I’m afraid I have no idea what you’re talking about at this point.

Having runnable vs. reusable as independent properties is certainly possible and an interesting idea to consider – that’s what I was alluding to in the last paragraph of this post. However, I’m not convinced that the combinations other than the ones I listed are sensible or practical. For example, I’m quite convinced that providing global runtime configuration makes sense if and only if it makes sense to “run it”. Does it make sense for a package (i.e. reusable code) to also be runnable? It might in the sense of having usage examples.

No worries, I appreciate your effort either way. I wish I could express my point in Julia code, but the language hasn’t reached that level yet.

The bottom line is that I’m against the suggested distinction and especially calling some packages as projects. The suggestion for independent properties makes more sense, whatever form they may take.
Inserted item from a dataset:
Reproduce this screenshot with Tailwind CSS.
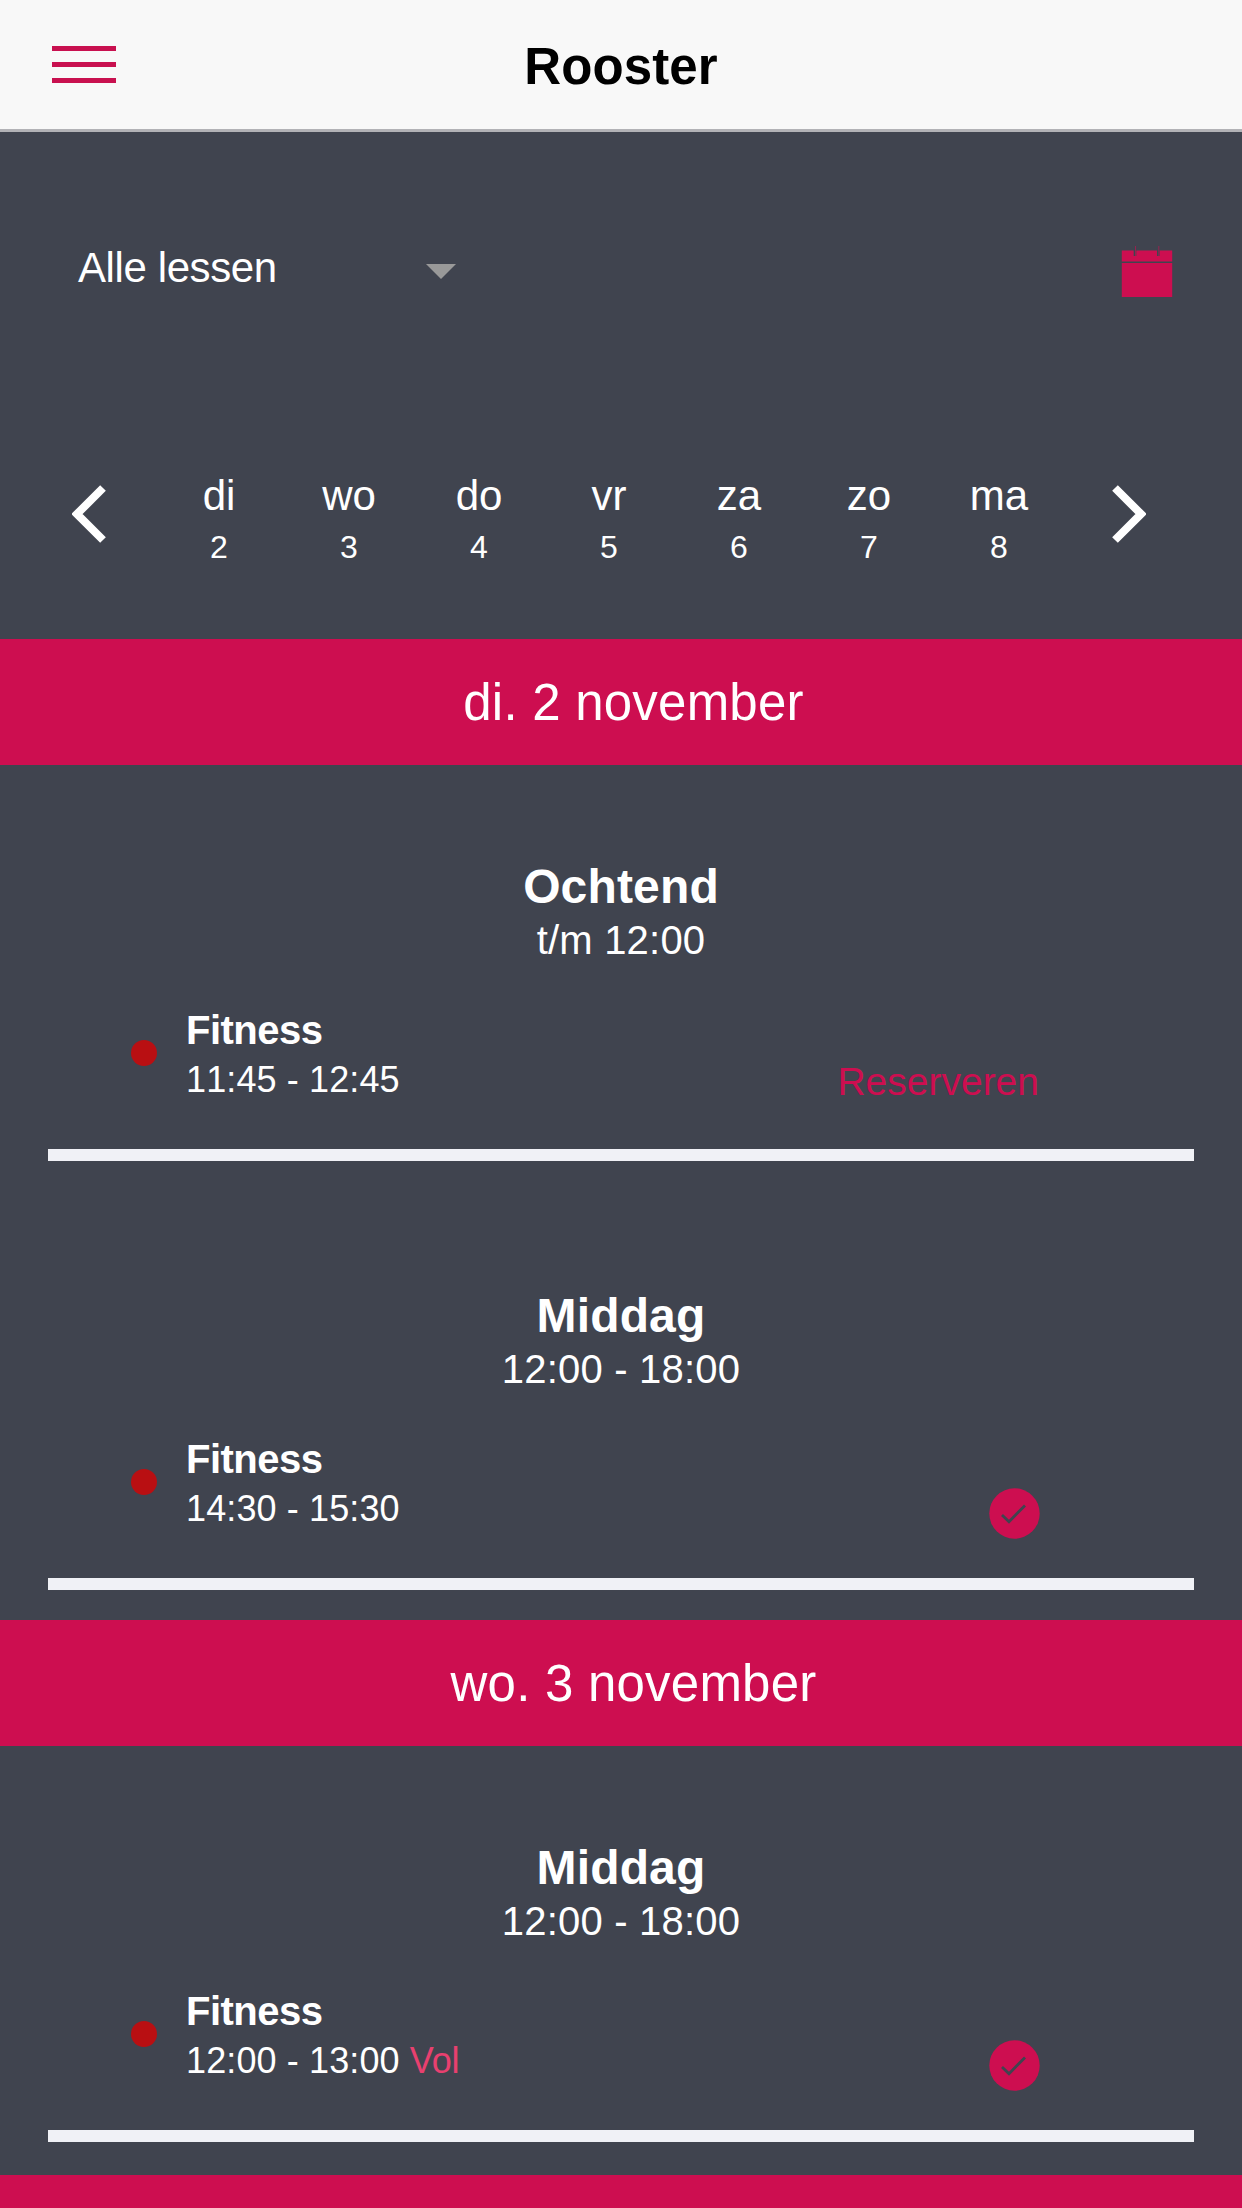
<!DOCTYPE html>
<html lang="nl">
<head>
    <meta charset="UTF-8">
    <meta name="viewport" content="width=device-width, initial-scale=1.0">
    <title>Rooster</title>
    <script src="https://cdn.jsdelivr.net/npm/@tailwindcss/browser@4"></script>
</head>
<body class="bg-[#40444f] h-[2208px] overflow-hidden font-['Liberation_Sans',Arial,sans-serif] [font-kerning:none]">
<div id="root"></div>

<script>
const root = document.getElementById('root');

const week = [['di', 2], ['wo', 3], ['do', 4], ['vr', 5], ['za', 6], ['zo', 7], ['ma', 8]];

const days = [
    { title: 'di. 2 november', parts: [
        { name: 'Ochtend', range: 't/m 12:00', lesson: 'Fitness', time: '11:45 - 12:45', booked: false },
        { name: 'Middag', range: '12:00 - 18:00', lesson: 'Fitness', time: '14:30 - 15:30', booked: true },
    ] },
    { title: 'wo. 3 november', parts: [
        { name: 'Middag', range: '12:00 - 18:00', lesson: 'Fitness', time: '12:00 - 13:00', full: true, booked: true },
    ] },
    { title: '', parts: [] },
];

const check = `
    <svg class="w-[51px] h-[51px] mt-[53px]" viewBox="0 0 51 51">
        <circle cx="25.5" cy="25.5" r="25.2" fill="#cd0e50"/>
        <path d="M13 27 L20 33.7 L36 17.5" fill="none" stroke="#40444f" stroke-width="2.8"/>
    </svg>`;

function renderPart(p) {
    return `
    <section class="h-[396px] mx-12 pt-[95px] border-b-12 border-[#f0f1f6] text-white">
        <h2 class="text-center text-[48px] leading-[54px] font-bold tracking-[0.15px]">${p.name}</h2>
        <p class="mt-[2px] text-center text-[40px] leading-[48px] tracking-[0.2px]">${p.range}</p>
        <div class="mt-[42px] pl-[83px] pr-[154px] flex">
            <span class="w-[26px] h-[26px] mt-[34px] rounded-full bg-[#b90f12]"></span>
            <div class="ml-[29px]">
                <h3 class="text-[40px] leading-[48px] font-bold tracking-[-0.5px]">${p.lesson}</h3>
                <p class="mt-[1px] text-[36px] leading-[50px] tracking-[0.12px]">${p.time}${p.full ? ' <span class="text-[#e8406f] tracking-[-0.2px] [font-kerning:normal]">Vol</span>' : ''}</p>
            </div>
            <div class="ml-auto">
                ${p.booked ? check : '<button class="mt-[51px] mr-[1px] text-[39px] leading-[50px] text-[#cd0e50]">Reserveren</button>'}
            </div>
        </div>
    </section>`;
}

root.innerHTML = `
    <header class="h-[132px] bg-[#f8f8f8] border-b-3 border-[#b2b2b6] px-[52px] grid grid-cols-3">
        <button class="w-16 mt-[46px] h-[37px] flex flex-col justify-between">
            <span class="w-16 h-[5px] bg-[#c8104f]"></span>
            <span class="w-16 h-[5px] bg-[#c8104f]"></span>
            <span class="w-16 h-[5px] bg-[#c8104f]"></span>
        </button>
        <h1 class="mt-[37px] text-center text-[51px] leading-[60px] font-bold text-black tracking-[0.1px]">Rooster</h1>
    </header>

    <div class="h-[348px] pt-[112px] pl-[78px] pr-[69px] flex text-white">
        <button class="w-[378px] h-[48px] flex items-center justify-between text-[42px] leading-[48px]">
            <span class="tracking-[-0.4px]">Alle lessen</span>
            <svg class="w-[30px] h-[15px] mt-[7px]" viewBox="0 0 30 15"><path d="M0 0H30L15 15Z" fill="#999999"/></svg>
        </button>
        <svg class="ml-auto w-[52px] h-[52px] mt-[2px]" viewBox="0 0 52 52">
            <path d="M.8 4.5H51.2V15.5H.8ZM.8 17H51.2V51H.8Z" fill="#cd0e50"/>
            <path d="M14 4V10M37.300 4V10" stroke="#40444f" stroke-width="2.600"/>
            <path d="M14.500 0V10M37.800 0V10" stroke="#cd0e50" stroke-width="1" opacity=".6"/>
        </svg>
    </div>

    <nav class="h-[159px] pl-[72px] pr-[96px] flex text-white">
        <svg class="w-[34px] h-[58px] mt-[5px]" viewBox="0 0 34 58"><path d="M31 3L5 29L31 55" fill="none" stroke="#fff" stroke-width="8"/></svg>
        <div class="ml-[48px] grid grid-cols-7 w-[910px]">
            ${week.map(([name, nr]) => `
                <button class="flex flex-col items-center">
                    <span class="text-[42px] leading-[48px] mt-[-8px]">${name}</span>
                    <span class="text-[32px] leading-[40px] mt-[7px]">${nr}</span>
                </button>
            `).join('')}
        </div>
        <svg class="ml-auto w-[34px] h-[58px] mt-[5px]" viewBox="0 0 34 58"><path d="M3 3L29 29L3 55" fill="none" stroke="#fff" stroke-width="8"/></svg>
    </nav>

    <main>
        ${days.map((d, i) => `
            <h2 class="${i === 1 ? 'mt-[30px]' : i === 2 ? 'mt-[33px]' : ''} h-[126px] pl-[25px] pt-[34px] bg-[#cd0e50] text-white text-center text-[51px] leading-[60px] tracking-[0.22px]">${d.title}</h2>
            <div class="space-y-[33px]">${d.parts.map(renderPart).join('')}</div>
        `).join('')}
    </main>
`;
</script>
</body>
</html>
FWIW for my purposes local packages do the trick perfectly. Even without some main function it is easy enough to structure that package in a way that the targeted user just has to call some function run_experiment(use_3d_pi_charts=false) to reproduce the results (or achieve whatever the point of the experiment is).

That said, I am quite confident it would be a nice feature for scientists to offer an easy way to freeze some working code/package in time, if that sentence makes sense. As important as reproducible research is, it is quite a hard sell if one has to maintain the code after the paper using that code has been published. People want to move on to new things.